J535D165 / pyalex

A Python library for OpenAlex (openalex.org)
MIT License
158 stars 18 forks source link

Connection Pooling #47

Open ainamdar-ag opened 2 months ago

ainamdar-ag commented 2 months ago

Question regarding the requests session. It seems that there is a new session created for each new request based on https://github.com/J535D165/pyalex/blob/main/pyalex/api.py#L96

It might be better that this session is generated once per entity (to keep it simple) otherwise ideally a singleton session might be nice.

Why am I asking? It seems from profiling the python code, a lot of CPU time is spent on SSL/TLS connection handshake and one suggestion on the web is to use connection pool or session with requests lib.

J535D165 commented 2 months ago

Thanks for the report. I agree that we need to resolve this.

Would you do this on module level or class (e.g. Works()) level?

ainamdar-ag commented 2 months ago

I would implement it at Base class level, mainly to benefit cursors and repeated filters. Module level will be nice to have but not most effective, it might even add more complexity.

I'm not sure of the most common usage pattern but I imagine the classes are instantiated once only or few times.
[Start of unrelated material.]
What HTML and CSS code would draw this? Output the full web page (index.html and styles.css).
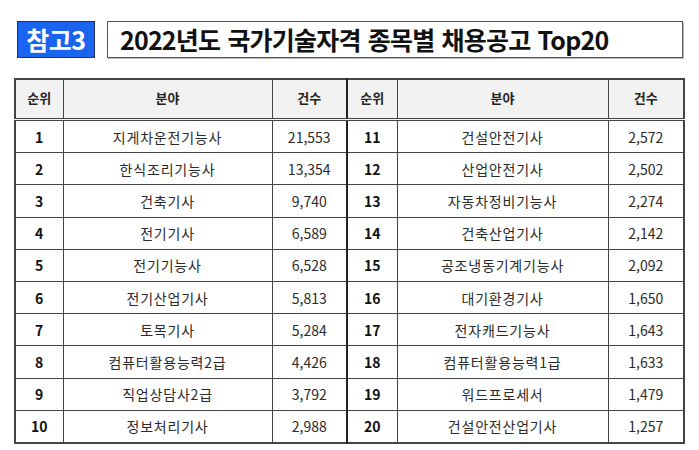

My use case is mostly just paging through Works() with a specific filter and then using Authors() & Institutions() to fetch a list of the entities specified from Works list.

In addition, I think a way to disable SSL Verification for location execution would also help since many organisations have VPNs or proxies that use self-signed certificates. Maybe just pass-through verify=False to session.